Red flags that matter regardless of inbox choice

Even informational interviews can lead to low-quality or suspicious contact. Be cautious if:

  • someone pushes you off email to a random chat app immediately
  • they refuse to identify their role or company clearly
  • the tone shifts from advice to pressure around a vague opportunity
  • you are asked for documents, payment, or sensitive personal data too early
  • the message feels copied, generic, or oddly urgent

Your email strategy helps with privacy and organization, but it does not replace basic judgment.

Quick checklist before you choose your inbox

  • Is my personal email address professional and easy to understand?
  • Will I still have access to this inbox months from now?
  • Is my main personal inbox calm enough to handle networking follow-up well?
  • Do I want to keep career conversations separate from daily personal life?
  • Am I doing enough outreach that a separate inbox would improve organization?

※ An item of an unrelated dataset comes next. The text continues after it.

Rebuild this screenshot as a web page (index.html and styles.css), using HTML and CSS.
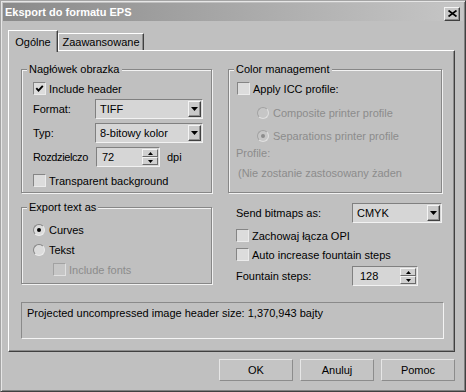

If your personal email passes those tests, it is usually fine. If several answers make you hesitate, a separate networking inbox will probably serve you better.

Final answer

Yes, you can usually use your personal email for informational interviews. It is often a reasonable and professional choice because you control it, keep it long term, and avoid tying networking to your employer’s systems.

But “personal” is not automatically “optimal.” If your inbox is cluttered, if you want stronger privacy boundaries, or if you are doing a lot of outreach, a separate career inbox is often the cleaner setup. The real goal is not to look ultra-private or ultra-formal. It is to use an inbox that is stable, professional, easy to monitor, and organized enough to support real relationships if the conversation turns into something bigger.